• _GOAL_
Where a line below holds the string "with", copy that line.

• _PROVIDED MATERIAL_
◆ ◆ ◆ ◆ ◆

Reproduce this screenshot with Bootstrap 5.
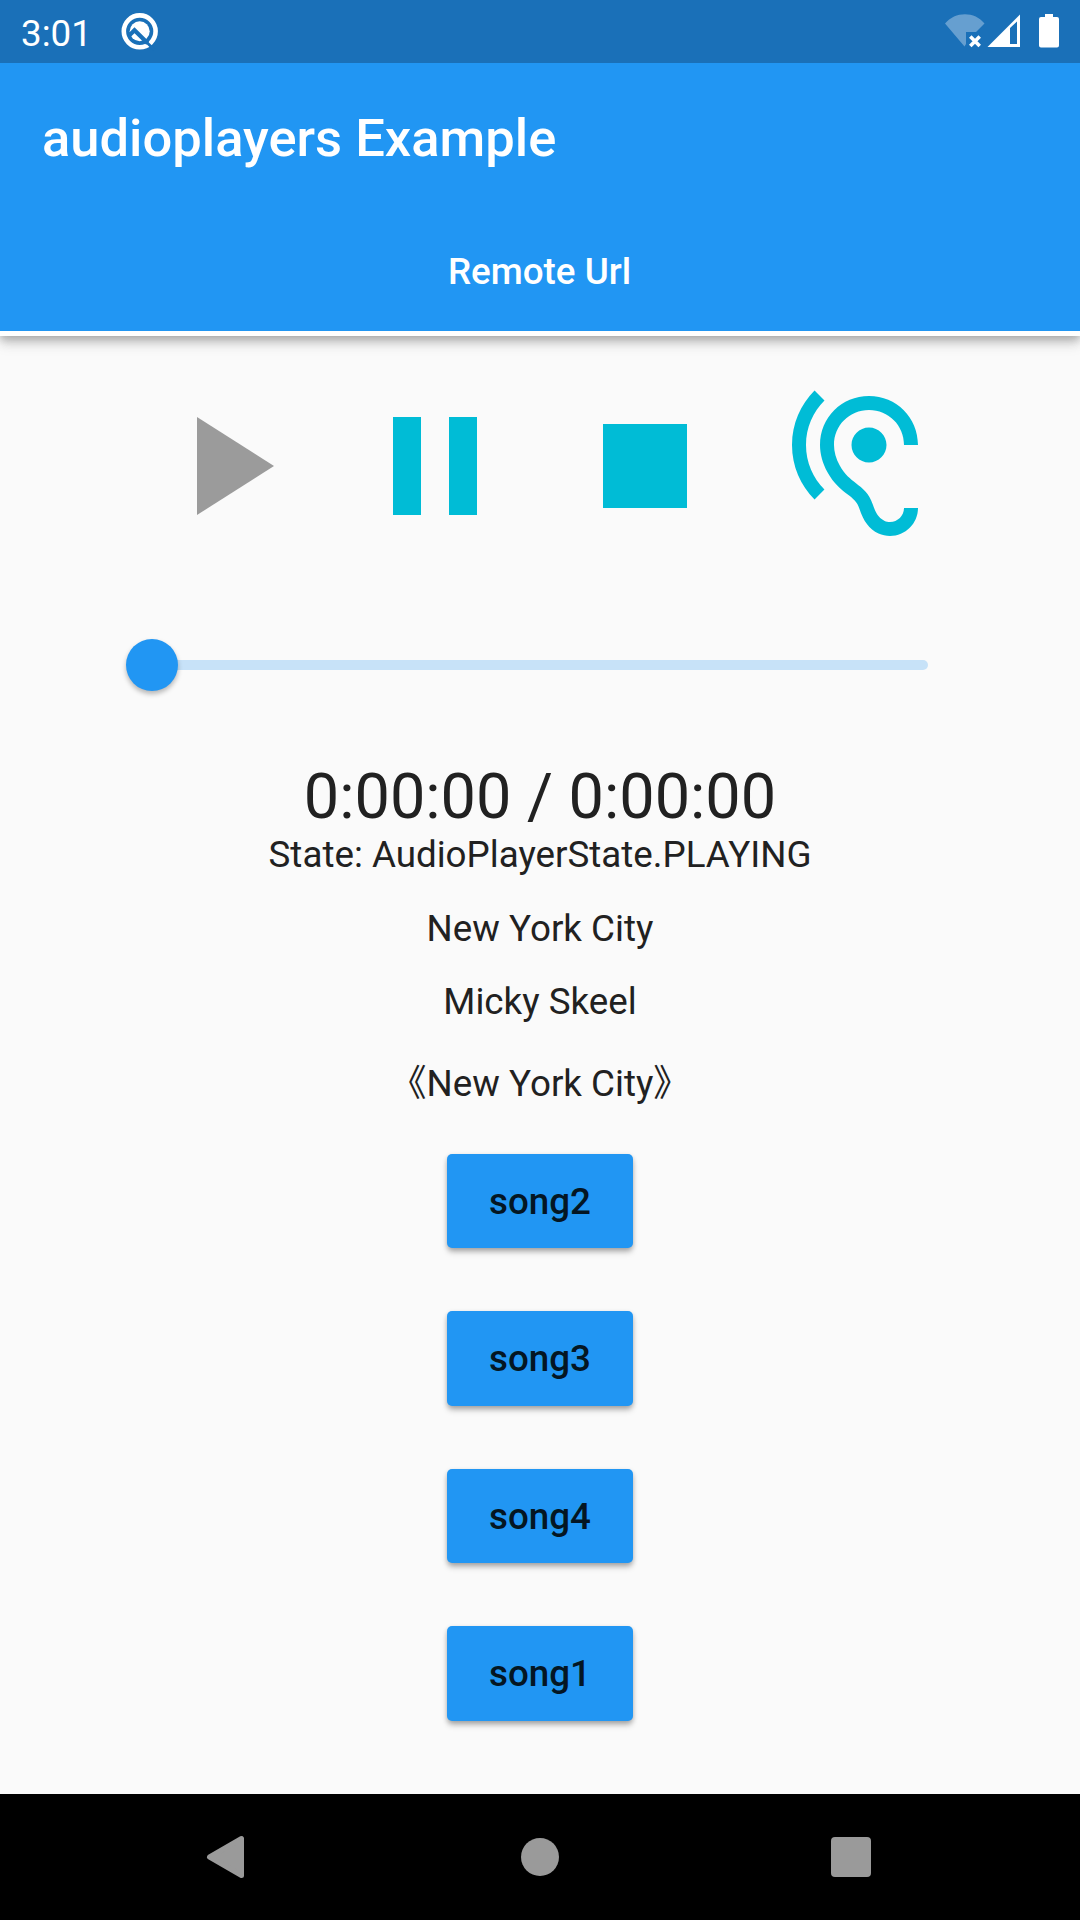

◆ ◆ ◆ ◆ ◆

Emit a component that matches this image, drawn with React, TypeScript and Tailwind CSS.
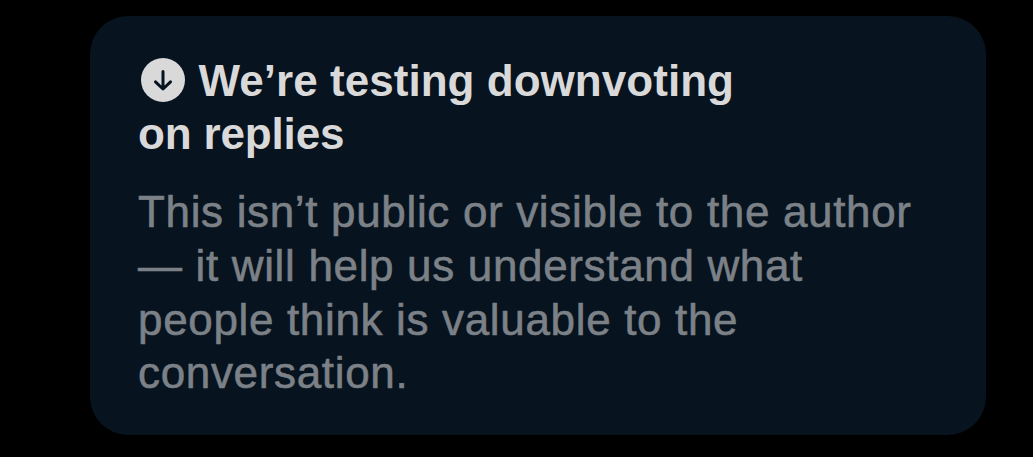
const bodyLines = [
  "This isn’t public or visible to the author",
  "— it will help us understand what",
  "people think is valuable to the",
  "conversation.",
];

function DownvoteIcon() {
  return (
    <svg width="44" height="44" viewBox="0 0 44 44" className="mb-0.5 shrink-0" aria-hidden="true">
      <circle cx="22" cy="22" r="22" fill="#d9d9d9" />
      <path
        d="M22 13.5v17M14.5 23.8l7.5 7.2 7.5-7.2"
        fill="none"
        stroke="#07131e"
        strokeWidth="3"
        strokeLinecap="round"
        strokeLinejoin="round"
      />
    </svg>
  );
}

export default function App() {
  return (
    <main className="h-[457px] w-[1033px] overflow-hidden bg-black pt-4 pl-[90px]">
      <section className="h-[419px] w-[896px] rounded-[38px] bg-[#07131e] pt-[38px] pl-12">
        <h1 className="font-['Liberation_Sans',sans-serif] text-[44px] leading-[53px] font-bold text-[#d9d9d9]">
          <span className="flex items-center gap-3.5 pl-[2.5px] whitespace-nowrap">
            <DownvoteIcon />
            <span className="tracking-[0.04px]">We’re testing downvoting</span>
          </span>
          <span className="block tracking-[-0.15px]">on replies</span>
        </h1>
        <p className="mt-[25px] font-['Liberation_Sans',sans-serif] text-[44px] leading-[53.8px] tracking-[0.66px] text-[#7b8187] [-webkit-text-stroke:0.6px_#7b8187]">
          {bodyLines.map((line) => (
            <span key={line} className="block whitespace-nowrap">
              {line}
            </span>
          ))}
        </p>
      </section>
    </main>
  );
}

◆ ◆ ◆ ◆ ◆

• _OUTPUT BELOW_
Reproduce this screenshot with Bootstrap 5.
Emit a component that matches this image, drawn with React, TypeScript and Tailwind CSS.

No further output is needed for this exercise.